[Autocrypt] How to create the "raw key" part from an RSA key

Bjoern b44treader at googlemail.com
Thu May 18 13:16:09 EDT 2017


EDIT: Only about 1,2 KB in data ...

On Thu, May 18, 2017 at 7:01 PM, Bjoern <b44treader at googlemail.com> wrote:
> Okay, I figured out how to get the correct public key part.
>
> Now, I am a little bit confused about which data are really required
> in the public key.
>
> The key eg. returned by the Autocrypt bot contains the following
> packets (from https://tools.ietf.org/html/rfc4880)
>
> Public-key Packet -- 272 bytes raw
> User ID Packet --  28 bytes raw, contains `bot123 <bot at autocrypt.org>`
> Signature packet -- 343 byte raw
> .... more packets
>
> All in all about 3,7 KB of data. I'm no expert, but for the pure
> encryption, only the first packet is required? What is expected by the
> Autocrypt-standard.
>
>
> On Thu, May 18, 2017 at 4:52 PM, Bjoern <b44treader at googlemail.com> wrote:
>> Hi Daniel,
>>
>> I am no licensee-expert, but you are right, while netpgp uses a plain
>> BSD license, the netpgp-et repository contains a LICENSE.txt pointing
>> to the GPL - while there is an COPYRIGHT.txt saying that the original
>> code uses the BSD license.
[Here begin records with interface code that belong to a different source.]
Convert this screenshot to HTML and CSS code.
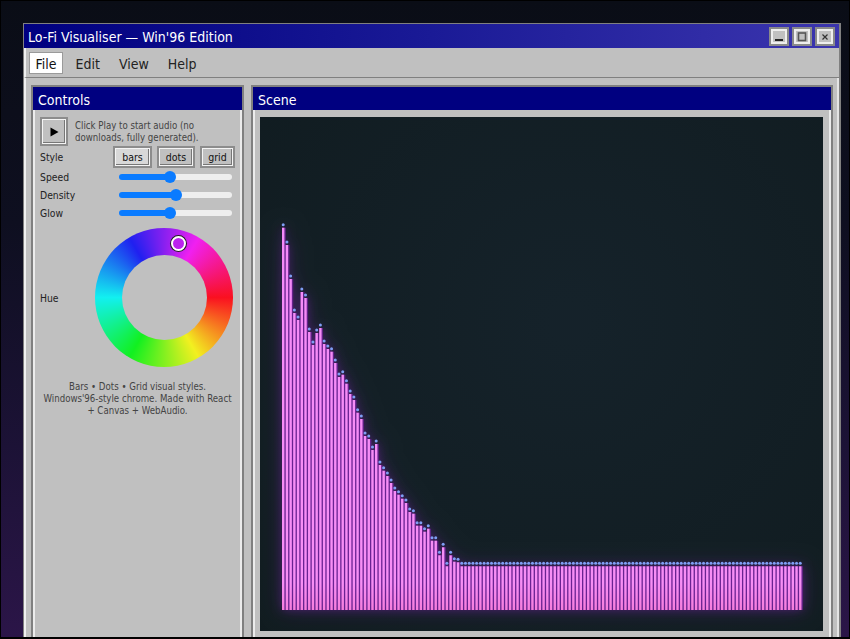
FILE: index.html
```html
<!DOCTYPE html>
<html lang="en">
<head>
<meta charset="utf-8">
<title>Lo-Fi Visualiser — Win'96 Edition</title>
<link rel="stylesheet" href="styles.css">
</head>
<body>
<div class="screen">
  <div class="window">
    <header class="titlebar">
      <span class="title">Lo-Fi Visualiser — Win'96 Edition</span>
      <div class="winbtns">
        <button class="winbtn" aria-label="Minimize"><svg width="10" height="10" viewBox="0 0 10 10"><rect x="1" y="7" width="8" height="2" fill="#222"/></svg></button>
        <button class="winbtn" aria-label="Maximize"><svg width="10" height="10" viewBox="0 0 10 10"><rect x="1.5" y="1" width="7" height="7.5" fill="none" stroke="#555" stroke-width="1.6"/></svg></button>
        <button class="winbtn" aria-label="Close"><svg width="10" height="10" viewBox="0 0 10 10"><path d="M2.5 2.5L7.5 7.5M7.5 2.5L2.5 7.5" stroke="#333" stroke-width="1.2"/></svg></button>
      </div>
    </header>
    <nav class="menubar">
      <button class="menu active">File</button>
      <button class="menu">Edit</button>
      <button class="menu">View</button>
      <button class="menu">Help</button>
    </nav>
    <main class="main">
      <section class="panel controls">
        <h2 class="panelhead">Controls</h2>
        <div class="panelbody controlsbody">
          <div class="playrow">
            <button class="bevel play" aria-label="Play"><svg width="12" height="12" viewBox="0 0 12 12"><path d="M2.5 1.5L10.5 6L2.5 10.5Z" fill="#000"/></svg></button>
            <p class="hint">Click Play to start audio (no downloads, fully generated).</p>
          </div>
          <div class="stylerow">
            <span class="label">Style</span>
            <div class="stylebtns">
              <button class="bevel stylebtn bars">bars</button>
              <button class="bevel stylebtn dots">dots</button>
              <button class="bevel stylebtn grid">grid</button>
            </div>
          </div>
          <label class="sliderrow"><span class="label">Speed</span><input type="range" class="slider" min="0" max="100" value="45" style="--p:45%"></label>
          <label class="sliderrow"><span class="label">Density</span><input type="range" class="slider" min="0" max="100" value="50" style="--p:50%"></label>
          <label class="sliderrow"><span class="label">Glow</span><input type="range" class="slider" min="0" max="100" value="45" style="--p:45%"></label>
          <div class="huerow">
            <span class="label">Hue</span>
            <div class="wheel"><span class="knob"></span></div>
          </div>
          <p class="caption">Bars • Dots • Grid visual styles.<br>Windows'96-style chrome. Made with React<br>+ Canvas + WebAudio.</p>
        </div>
      </section>
      <section class="panel scene">
        <h2 class="panelhead">Scene</h2>
        <div class="panelbody scenebody">
          <canvas id="viz" width="563" height="514"></canvas>
        </div>
      </section>
    </main>
  </div>
</div>
<script src="app.js"></script>
</body>
</html>
```
FILE: styles.css
```css
* { box-sizing: border-box; }
html, body { margin: 0; padding: 0; height: 100%; overflow: hidden; background: #000; }
body { font-family: "DejaVu Sans Condensed", "DejaVu Sans", sans-serif; }
.screen {
  width: 850px; height: 639px; overflow: hidden;
  border: solid #000; border-width: 1px 1px 2px 1px;
  padding: 22px 0 0 22px;
  background: linear-gradient(180deg, #0a0d16 0%, #0e0f20 35%, #1c1236 70%, #2b1548 100%);
}
.window {
  width: 818px; height: 700px;
  border: 1px solid #808080; border-width: 1px 2px 1px 1px;
  background: #c0c0c0;
  display: flex; flex-direction: column;
}
.titlebar {
  height: 24px; flex: none;
  display: flex; align-items: center; justify-content: space-between;
  padding: 0 4px 0 4px;
  background: linear-gradient(90deg, #000080 0%, #1a1a96 50%, #3b35ae 100%);
  color: #fff;
}
.title { font-size: 14px; line-height: 20px; padding-top: 2px; }
.winbtns { display: flex; gap: 3px; margin-top: 1px; }
.winbtn {
  width: 20px; height: 19px; padding: 0;
  border: 2px solid #8a8a8a;
  outline: 2px solid #eee; outline-offset: -4px;
  background: #c0c0c0;
  display: flex; align-items: center; justify-content: center;
}
.menubar {
  height: 30px; flex: none;
  display: flex; gap: 6px;
  padding: 4px 0 0 3px;
  border-left: 2px solid #f0f0f0;
  border-bottom: 1px solid #808080;
}
.menu {
  height: 22px; padding: 2px 5.5px 0;
  font: 14px/18px "DejaVu Sans Condensed", "DejaVu Sans", sans-serif; color: #222;
  background: transparent; border: 1px solid transparent;
}
.menu.active { background: #fff; border-color: #9a9a9a; color: #111; }
.main {
  flex: 1; display: flex; gap: 7px;
  padding: 7px 4px 0 5px;
  border-left: 2px solid #f0f0f0;
  border-right: 2px solid #e4e4e4;
}
.panel { border: 2px solid #808080; background: #c0c0c0; display: flex; flex-direction: column; }
.controls { width: 213px; flex: none; }
.scene { flex: 1; min-width: 0; }
.panelhead {
  margin: 0; height: 23px; padding: 0 5px;
  background: #000080; color: #fff;
  font-size: 14px; font-weight: 400; line-height: 26px;
}
.panelbody { flex: 1; border-left: 2px solid #ececec; border-right: 2px solid #ececec; }
.controlsbody { padding: 7px 5px; color: #222; font-size: 10.3px; }
.scenebody { padding: 7px 5px 0 5px; }
#viz { display: block; width: 563px; height: 514px; }
.playrow { display: flex; gap: 7px; align-items: flex-start; height: 29px; }
.bevel {
  padding: 0; background: #c0c0c0; color: #111;
  border: 2px solid #8c8c8c;
  box-shadow: inset 0 0 0 1px #f4f4f4, inset -2px -2px 0 0 #777;
  display: flex; align-items: center; justify-content: center;
}
.play { width: 28px; height: 29px; flex: none; }
.hint { margin: 0; font-size: 9.6px; line-height: 12px; color: #444; padding-top: 3px; }
.stylerow { display: flex; justify-content: space-between; align-items: center; height: 22px; }
.label { font-size: 10.3px; color: #222; }
.stylebtns { display: flex; gap: 5px; }
.stylebtn { height: 22px; font: 10.5px "DejaVu Sans Condensed", "DejaVu Sans", sans-serif; }
.stylebtn.bars { width: 39px; background: #d8d8d8; }
.stylebtn.dots { width: 38px; }
.stylebtn.grid { width: 35px; }
.sliderrow { display: flex; align-items: center; height: 18px; }
.sliderrow .label { width: 79px; flex: none; }
.slider {
  -webkit-appearance: none; appearance: none;
  width: 113px; height: 12px; margin: 0; background: transparent;
}
.slider::-webkit-slider-runnable-track {
  height: 6px; border-radius: 3px;
  background: linear-gradient(90deg, #0a7bff 0, #0a7bff var(--p), #eee var(--p), #eee 100%);
}
.slider::-webkit-slider-thumb {
  -webkit-appearance: none; appearance: none;
  width: 12px; height: 12px; margin-top: -3px;
  border-radius: 50%; background: #0a7bff; border: 0;
}
.huerow { display: flex; align-items: center; height: 139px; margin-top: 6px; }
.huerow .label { width: 55px; flex: none; }
.wheel {
  position: relative;
  width: 138px; height: 139px; border-radius: 50%;
  background: conic-gradient(from 90deg, #fa1020, #f2f020, #12f020, #12f0f0, #2020f0, #f020f0, #fa1020);
}
.wheel::after {
  content: ""; position: absolute; left: 26.5px; top: 27px;
  width: 85px; height: 85px; border-radius: 50%; background: #c0c0c0;
}
.knob {
  position: absolute; left: 76px; top: 8px; z-index: 1;
  width: 15px; height: 15px; border-radius: 50%;
  background: #bb22ee; border: 2px solid #fff;
  box-shadow: 0 0 0 1px #222;
}
.caption { margin: 14px 0 0; text-align: center; font-size: 9.6px; line-height: 12px; color: #444; white-space: nowrap; }
```
FILE: app.js
```js
(function () {
  var tops = [224.7, 242, 276, 310, 317, 289, 295, 329, 342, 330, 325, 341, 346, 348.7, 360, 374,
    371.7, 380.7, 391, 397, 409.7, 416, 433, 436, 447, 441, 462, 467.7, 473, 480, 488, 491.7,
    495.7, 500, 509, 510.7, 522.7, 522.7, 528.7, 525.7, 537.7, 537.7, 552.3, 544.3, 563.3,
    552.3, 558.7, 559.3];
  var c = document.getElementById('viz');
  var g = c.getContext('2d');
  var W = c.width, H = c.height;
  var bg = g.createRadialGradient(W * 0.55, H * 0.4, 20, W * 0.55, H * 0.4, W * 0.8);
  bg.addColorStop(0, '#15222a');
  bg.addColorStop(1, '#101b1f');
  g.fillStyle = bg;
  g.fillRect(0, 0, W, H);

  var OX = 260, OY = 117, BOTTOM = 610 - OY, PITCH = 3.72, COUNT = 140, BAR = 2.4;
  function capY(i) { return (i < tops.length ? tops[i] : 563.3) - OY; }

  var fill = g.createLinearGradient(0, 100, 0, BOTTOM);
  fill.addColorStop(0, '#f48af8');
  fill.addColorStop(0.93, '#f78ef5');
  fill.addColorStop(1, '#f67edc');

  var i, x, y;
  // glow: draw the whole silhouette once with a wide purple blur
  g.shadowBlur = 20;
  g.shadowColor = 'rgba(130,30,190,0.5)';
  g.fillStyle = 'rgba(110,35,150,0.55)';
  g.beginPath();
  for (i = 0; i < COUNT; i++) {
    x = 282 - OX + i * PITCH;
    y = capY(i) + 3;
    g.rect(x, y, PITCH, BOTTOM - y);
  }
  g.fill();
  g.shadowBlur = 9;
  g.shadowColor = 'rgba(150,40,210,0.55)';
  g.fill();
  g.shadowBlur = 0;
  // solid bars
  g.fillStyle = fill;
  for (i = 0; i < COUNT; i++) {
    x = 282 - OX + i * PITCH;
    y = capY(i) + 3;
    g.fillRect(x, y, BAR, BOTTOM - y);
  }
  // round caps
  g.fillStyle = '#7f9ff4';
  for (i = 0; i < COUNT; i++) {
    x = 282 - OX + i * PITCH;
    y = capY(i);
    g.beginPath();
    g.arc(x + BAR / 2, y, 1.5, 0, Math.PI * 2);
    g.fill();
  }
})();
```
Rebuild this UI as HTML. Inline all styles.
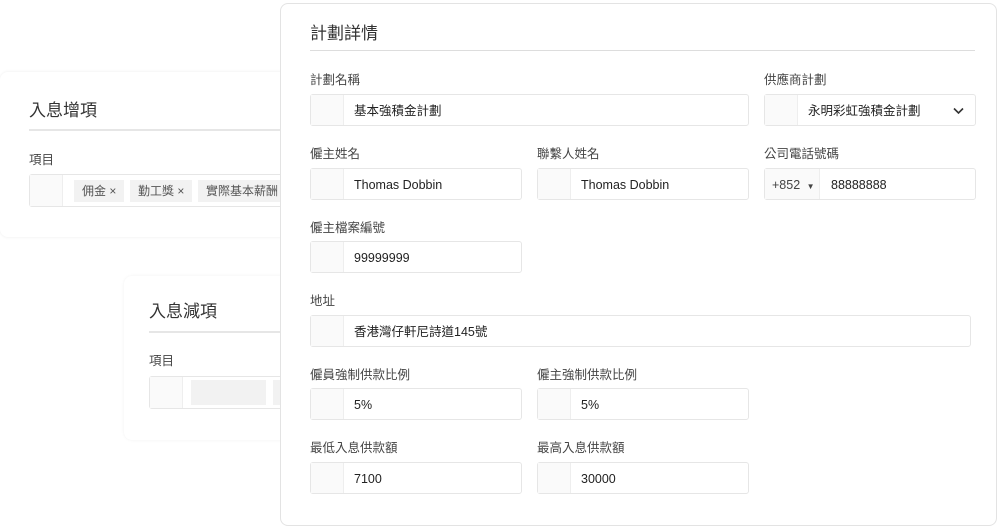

Confusing.
>>
>> However, I've looked at too many libs and licenses the last weeks ;-)
>> development of Delta Chat has stocked, I will just implement E2EE
>> using netpgp/OpenSSL, maybe, if possible, I switch to netpgp-et later
>> on, the API seems to be identical.
>>
>> Regarding GPGME: Yes, PGPME was a typo.
>>
>>
>> On Thu, May 18, 2017 at 12:42 AM, Daniel Kahn Gillmor
>> <dkg at fifthhorseman.net> wrote:
>>> Hi Bjoern--
>>>
>>> On Wed 2017-05-17 22:39:17 +0200, Bjoern wrote:
>>>> In fact, OpenSSL does not support PGP directly, but with a little bit
>>>> of code around, it works, see http://www.netpgp.com/ from BSD -
>>>> unfortunately, the project seems to be dead.
>>>
>>> My understanding is that P≡P is actually based on an updated version of
>>> Net::PGP, which they've taken over as upstream.
>>>
>>> I'm offline right now, but my notes about it suggest that there's
>>> supposed to be a mercurial repository at:
>>>
>>>   https://letsencrypt.pep.foundation/dev/repos/netpgp-et
>>>
>>> Again, there may be licensing issues with it.  Last time i looked, it
>>> seemed like there was some sort of attempt to change it into GPL, which
>>> afaik is incompatible with the OpenSSL license.  If you (or anyone from
>>> P≡P who is reading this list!) knows of a nice resolution to the
>>> licensing issue, please share it here.  it'd be great to have more
>>> free-software C implementations of OpenPGP available.
>>>
>>>> PEP is mainly based upon PGPME which is based upon GnuPG
>>>
>>> itym GpgME, not PGPME.  is that right?  I agree that the architecture
>>> for GpgME is much more complicated than a developer might prefer -- it's
>>> mixed in with some underlying assumptions that GnuPG makes about what's
>>> a reasonable way to use keys, and with the GnuPG underlying UI/API,
>>> which can be complicated.
>>>
>>> having more C free software implementations available would be great.